Bunker Market this morning,16th July, 2020
Yesterday oil prices jumped 2% based on bullish inventory data.
Oil prices rose nearly 2% on Wednesday after a favourable U.S. inventory report from the Energy Information Administration (EIA), an OPEC agreement to taper the production cuts, and assurances from U.S. President Trump that Washington will not levy sanctions on China for its treatment of Hong Kong.
Oil price futures were up more than 2% on Wednesday, with spot prices for WTI up 1.71% at $40.98 at 6:30pm EDT. Brent crude was trading up 1.75% at $43.65.
The news piggybacked on the good news from the EIA, which on Wednesday confirmed the API’s report a day earlier that crude oil stocks in the United States had fallen by more than 7 million barrels. This is attributed to fewer crude oil imports from Saudi Arabia.
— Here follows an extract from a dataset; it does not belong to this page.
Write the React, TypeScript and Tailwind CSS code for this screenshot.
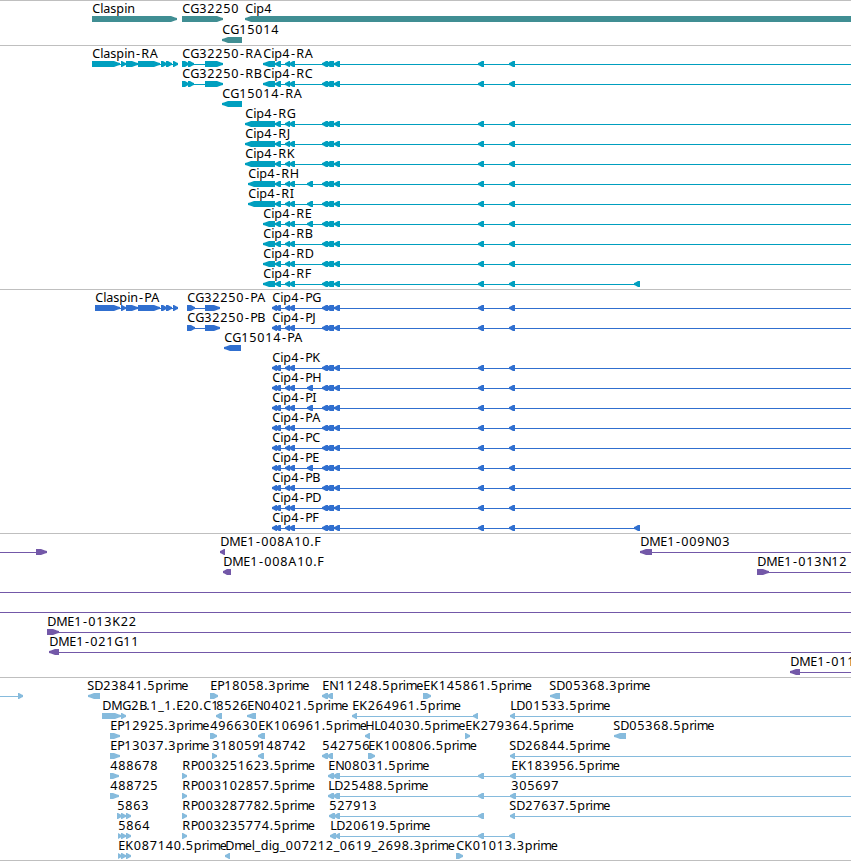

OPEC on Wednesday added to the upward price momentum despite the fact that it agreed to ramp up production once again, with the market interpreting the move as OPEC’s confidence in the upswing in crude oil demand.
The extra production that OPEC will start pumping into the market in August will not directly affect U.S. inventories for another couple of months.
Despite the devastating coronavirus pandemic that locked down China for weeks, the country’s overall crude oil imports during the first half of the year rose 9.9 percent on the first half of 2019, customs data cited by Reuters has revealed.
Today morning oil prices ease after OPEC, allies agree to taper oil supply curbs.
Oil prices eased on Thursday after OPEC and allies such as Russia agreed to taper record supply curbs from August, though the drop was cushioned by hopes for a swift U.S. demand pick-up after a big drawdown from the country’s crude stocks.
Brent crude LCOc1 fell 27 cents, or 0.6%, to $43.52 a barrel by 0439 GMT, and U.S. West Texas Intermediate (WTI) crude CLc1 dropped 32 cents, or 0.8%, to $40.88 a barrel. They rose 2% the previous day, helped by the U.S. crude inventories drop.
The Organization of the Petroleum Exporting Countries (OPEC) and its allies, known as OPEC+, agreed on Wednesday to scale back oil production cuts from August as the global economy slowly recovers from the coronavirus pandemic.
OPEC+ has been cutting output since May by 9.7 million barrels per day, or 10% of global supply, but from August, cuts will officially taper to 7.7 million bpd until December.
Data from the Energy Information Administration showed U.S. crude inventories fell 7.5 million barrels last week, shrinking much more than the 2.1 million-barrel drop expected by analysts in a Reuters poll.
Despite the official OPEC+ accord, Saudi Arabian Energy Minister Prince Abdulaziz bin Salman said production cuts in August and September would end up amounting to about 8.1 million-8.3 million bpd, more than the headline number. That’s because countries in the grouping which over-produced earlier this year would compensate by making extra August-September cuts, the minister said.
Oil prices are expected to remain boxed in as more supply from OPEC+ countries will likely be absorbed by recovering demand, said Tsutomu Kosuge, president of commodity research firm Marketedge Co.
“I expect Brent will stick to the tight range between $40.50-46.50 for the next month or so,” he said, adding rising tensions between China and the United States may weigh on market sentiment.
Rystad Energy also predicted that oil prices will stay where they are for the rest of 2020 as any uptick will hurt already struggling refining margins and negatively impact the most-needed recovery in refinery runs, it said in a note.
Elsewhere, International Energy Agency Executive Director Fatih Birol said on Wednesday that global oil markets are slowly rebalancing after the shocks seen during the coronavirus lockdown, with prices expected at about $40/barrel in the coming months.